Documented in bayes_nmr

#' Fit Bayesian Network Meta-Regression Models
#'
#' This is a function the fits the model introduced in *Bayesian Network Meta-Regression Models Using Heavy-Tailed Multivariate Random Effects with Covariate-Dependent Variances*. The first seven arguments are required except `ZCovariate`. If not provided, `ZCovariate` will be assigned a vector of ones, `rep(1, length(Outcome))`. `ZCovariate` is the centerpiece of the modeling of variances and the heavy-tailed random effects distribution. 
#' @author Daeyoung Lim, \email{daeyoung.lim@uconn.edu}
#' @param Outcome the aggregate mean of the responses for each arm of every study.
#' @param SD the standard deviation of the responses for each arm of every study.
#' @param XCovariate the aggregate covariates for the fixed effects.
#' @param ZCovariate the aggregate covariates associated with the variance of the random effects.
#' @param Treat the treatment identifiers for trial arm. This is equivalent to the arm labels in each study. The elements within will be coerced to consecutive integers
#' @param Trial the study/trial identifiers. The elements within will be coerced to consecutive integers.
#' @param Npt the number of observations/participants for a unique `(k,t)`, or each arm of every trial.
#' @param prior (Optional) a list of hyperparameters.

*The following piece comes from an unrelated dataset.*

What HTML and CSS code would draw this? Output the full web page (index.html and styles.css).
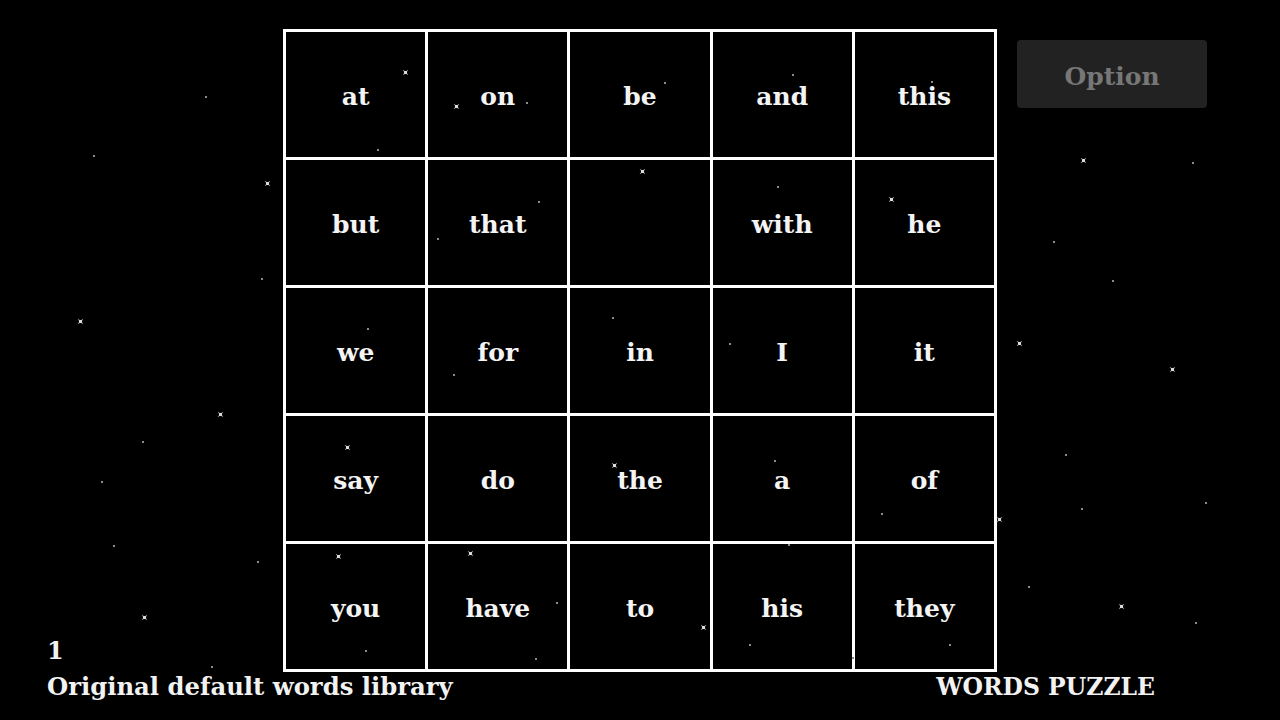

The hyperparameters include `df`, `c01`, `c02`, `a4`, `b4`, `a5`, and `b5`. `df` indicates the degrees of freedom whose value is 20. The hyperparameters `a*` and `b*` will take effect only if `sample_df=TRUE`. See `control`.
#' @param mcmc (Optional) a list of MCMC specification. `ndiscard` is the number of burn-in iterations. `nskip` configures the thinning of the MCMC. For instance, if `nskip=5`, `bayes_nmr` will save the posterior sample every 5 iterations. `nkeep` is the size of the posterior sample. The total number of iterations will be `ndiscard + nskip * nkeep`.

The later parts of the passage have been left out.